On the anthology, I believe so... keeping in mind lots of events between Friday night and now. :) The last Storm King was Argilac the Arrogant, who was conquered by Orys Baratheon, King's Hand to Aegon. Orys joined his line with the Storm Kings' by taking Argilac's daughter as his wife.

That's the Princess of Dorne rather than a king's sister. Who is mocked as the Yellow Toad, but... she's pretty badass, let me tell you. ;)

... yes, she is a tough toad! In the excerpt, she basically sits alone in an empty throneroom and tells Aegon's sister (who rode in on a dragon, mind you) to get lost.

This is so cool! I actually find myself wanting this "World" book more than the next installment. Also, very interesting about Orys being the first Hand. Any other details that come to mind?
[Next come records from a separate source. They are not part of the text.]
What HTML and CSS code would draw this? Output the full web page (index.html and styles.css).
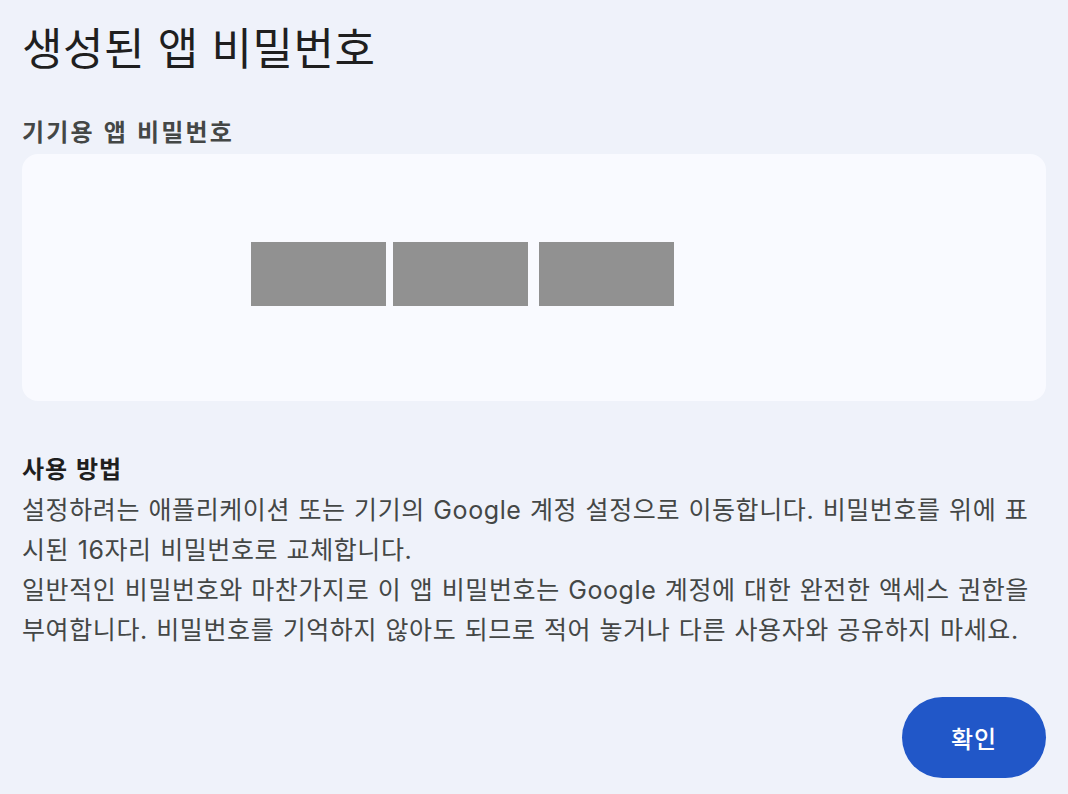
FILE: index.html
```html
<!DOCTYPE html>
<html lang="ko">
<head>
<meta charset="utf-8">
<link rel="stylesheet" href="styles.css">
</head>
<body>
<div class="page">
  <h1 class="title">생성된 앱 비밀번호</h1>
  <h2 class="label">기기용 앱 비밀번호</h2>
  <div class="card">
    <div class="code">
      <span class="mask"></span>
      <span class="mask"></span>
      <span class="mask mask-last"></span>
    </div>
  </div>
  <h3 class="how">사용 방법</h3>
  <div class="desc">
    <p class="body">설정하려는 애플리케이션 또는 기기의 Google 계정 설정으로 이동합니다. 비밀번호를 위에 표시된 16자리 비밀번호로 교체합니다.</p>
    <p class="body">일반적인 비밀번호와 마찬가지로 이 앱 비밀번호는 Google 계정에 대한 완전한 액세스 권한을 부여합니다. 비밀번호를 기억하지 않아도 되므로 적어 놓거나 다른 사용자와 공유하지 마세요.</p>
  </div>
  <div class="actions">
    <button class="ok">확인</button>
  </div>
</div>
</body>
</html>
```

FILE: styles.css
```css
html, body {
  margin: 0;
  padding: 0;
  background: #eff2fa;
}
body {
  font-family: Inter, "Noto Sans CJK KR", "Noto Sans", sans-serif;
  color: #1f1f1f;
  width: 1068px;
  height: 794px;
  overflow: hidden;
}
.page {
  padding: 14px 22px 0 22px;
  display: flex;
  flex-direction: column;
}
.title {
  margin: 0;
  font-family: "Noto Sans CJK KR", sans-serif;
  font-size: 44px;
  font-weight: 400;
  line-height: 64px;
  letter-spacing: 0.5px;
  color: #1f1f1f;
}
.label {
  margin: 37px 0 0 0;
  font-family: "Noto Sans CJK KR", sans-serif;
  font-size: 24px;
  font-weight: 700;
  line-height: 32px;
  letter-spacing: 2.2px;
  color: #444746;
}
.card {
  margin-top: 7px;
  height: 247px;
  box-sizing: border-box;
  padding-top: 88px;
  background: #f9faff;
  border-radius: 16px;
  display: flex;
  align-items: flex-start;
}
.code {
  display: flex;
  margin-left: 229px;
  gap: 7px;
}
.mask {
  display: block;
  width: 135px;
  height: 64px;
  background: #919191;
}
.mask-last {
  margin-left: 4px;
}
.how {
  margin: 51px 0 0 0;
  font-family: "Noto Sans CJK KR", sans-serif;
  font-size: 24px;
  font-weight: 700;
  line-height: 32px;
  letter-spacing: 1px;
  color: #1f1f1f;
}
.desc {
  margin-top: 6px;
  display: flex;
  flex-direction: column;
}
.body {
  margin: 0;
  font-size: 25px;
  line-height: 40px;
  letter-spacing: 0.6px;
  word-spacing: 0.8px;
  color: #444746;
  font-weight: 400;
}
.actions {
  display: flex;
  justify-content: flex-end;
  margin-top: 47px;
}
.ok {
  width: 144px;
  height: 81px;
  border: none;
  border-radius: 41px;
  background: #2157c8;
  color: #ffffff;
  font-family: "Noto Sans CJK KR", sans-serif;
  font-size: 24px;
  font-weight: 500;
  letter-spacing: 1px;
  padding: 0;
}
```
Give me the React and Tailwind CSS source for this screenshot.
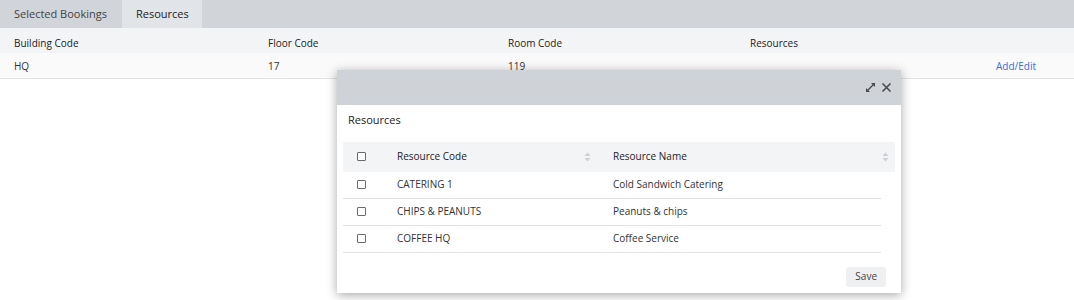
import React from 'react';

const font = { fontFamily: '"Open Sans", "Liberation Sans", sans-serif' };

const SortIcon = () => (
  <svg width="7" height="10" viewBox="0 0 7 10" className="text-[#cdd1d5]">
    <path d="M3.5 0.5 L6.5 4 H0.5 Z" fill="currentColor" />
    <path d="M3.5 9.5 L6.5 6 H0.5 Z" fill="currentColor" />
  </svg>
);

const Box = () => (
  <span className="inline-block w-[9px] h-[9px] border border-[#6b6b6b] rounded-[1px] bg-white" />
);

const rows = [
  { code: 'CATERING 1', name: 'Cold Sandwich Catering' },
  { code: 'CHIPS & PEANUTS', name: 'Peanuts & chips' },
  { code: 'COFFEE HQ', name: 'Coffee Service' },
];

export default function App() {
  return (
    <div className="relative w-[1074px] h-[300px] bg-white text-[10px] text-[#333]" style={font}>
      {/* Tabs */}
      <div className="flex h-[28px] bg-[#d1d5d9] text-[11px]">
        <div className="w-[122px] pl-[14px] flex items-center text-[#444]">Selected Bookings</div>
        <div className="w-[80px] pl-[14px] flex items-center bg-[#e2e5e8] text-[#222]">Resources</div>
      </div>

      {/* Header row */}
      <div className="flex h-[25px] items-center pt-[6px] bg-[#f3f4f6] text-[#222]">
        <div className="w-[268px] pl-[14px]">Building Code</div>
        <div className="w-[240px]">Floor Code</div>
        <div className="w-[242px]">Room Code</div>
        <div className="flex-1">Resources</div>
      </div>
      <div className="flex h-[26px] items-center pt-[2px] bg-[#fafafa] border-b border-[#e3e3e3]">
        <div className="w-[268px] pl-[14px]">HQ</div>
        <div className="w-[240px]">17</div>
        <div className="w-[242px]">119</div>
        <div className="w-[246px]"></div>
        <div className="text-[#3d6ce0]">Add/Edit</div>
      </div>

      {/* Modal */}
      <div className="absolute left-[337px] top-[70px] w-[564px] bg-white shadow-[0_2px_10px_rgba(0,0,0,0.35)]">
        <div className="h-[35px] bg-[#cfd3d7] flex items-center justify-end pr-[9px] gap-[5px]">
          <svg width="11" height="11" viewBox="0 0 11 11" className="text-[#4a4a4a]">
            <path d="M1.5 9.5 L9.5 1.5" stroke="currentColor" strokeWidth="1.3" />
            <path d="M1 6 V10 H5 Z" fill="currentColor" />
            <path d="M6 1 H10 V5 Z" fill="currentColor" />
          </svg>
          <svg width="11" height="11" viewBox="0 0 11 11" className="text-[#4a4a4a]">
            <path d="M1.5 1.5 L9.5 9.5 M9.5 1.5 L1.5 9.5" stroke="currentColor" strokeWidth="1.6" />
          </svg>
        </div>
        <div className="px-[11px] pt-[7px] text-[11px] text-[#222]">Resources</div>
        <div className="mt-[13px] px-[6px]">
          <div className="flex h-[30px] items-center bg-[#f3f4f6] text-[#222]">
            <div className="w-[54px] pl-[14px] flex items-center"><Box /></div>
            <div className="w-[216px] flex items-center justify-between pr-[22px]">
              <span>Resource Code</span>
              <SortIcon />
            </div>
            <div className="flex-1 flex items-center justify-between pr-[6px]">
              <span>Resource Name</span>
              <SortIcon />
            </div>
          </div>
          <div className="w-[538px]">
            {rows.map((r) => (
              <div key={r.code} className="flex h-[27px] items-center border-b border-[#e3e3e3]">
                <div className="w-[54px] pl-[14px] flex items-center"><Box /></div>
                <div className="w-[216px]">{r.code}</div>
                <div className="flex-1">{r.name}</div>
              </div>
            ))}
          </div>
        </div>
        <div className="flex justify-end pr-[15px] pt-[14px] pb-[6px]">
          <button className="h-[20px] px-[9px] rounded-[3px] bg-[#eff0f2] text-[#444] text-[10px]">Save</button>
        </div>
      </div>
    </div>
  );
}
What was the "unique" method of forcing Arryns to submit?

While I'm definitely pumped, I think I'd vote for Winds of Winter myself. :) George was right when he said this was a lot of telling, rather than showing. The best sections were when the telling gave way to a bit of showing (conquest of Harrenhall, etc.)...that's definitely his strength. What I'm really interested in is how the whole will come together; remember that George was really reading from a sidebar article and there will be a bunch more "stuff" in the book itself.

The Arryns (also at this time ruled by a young boy and his regent mother) sent a massive army to the Bloody Gate and then high-tailed it into the Eyrie. But Visenya Targaryen simply rode her dragon up into the courtyard of the Eyrie and the regent rushed outside to see the young king seated on the dragon and begging her for a ride. The Arryns surrendered and the king had his ride.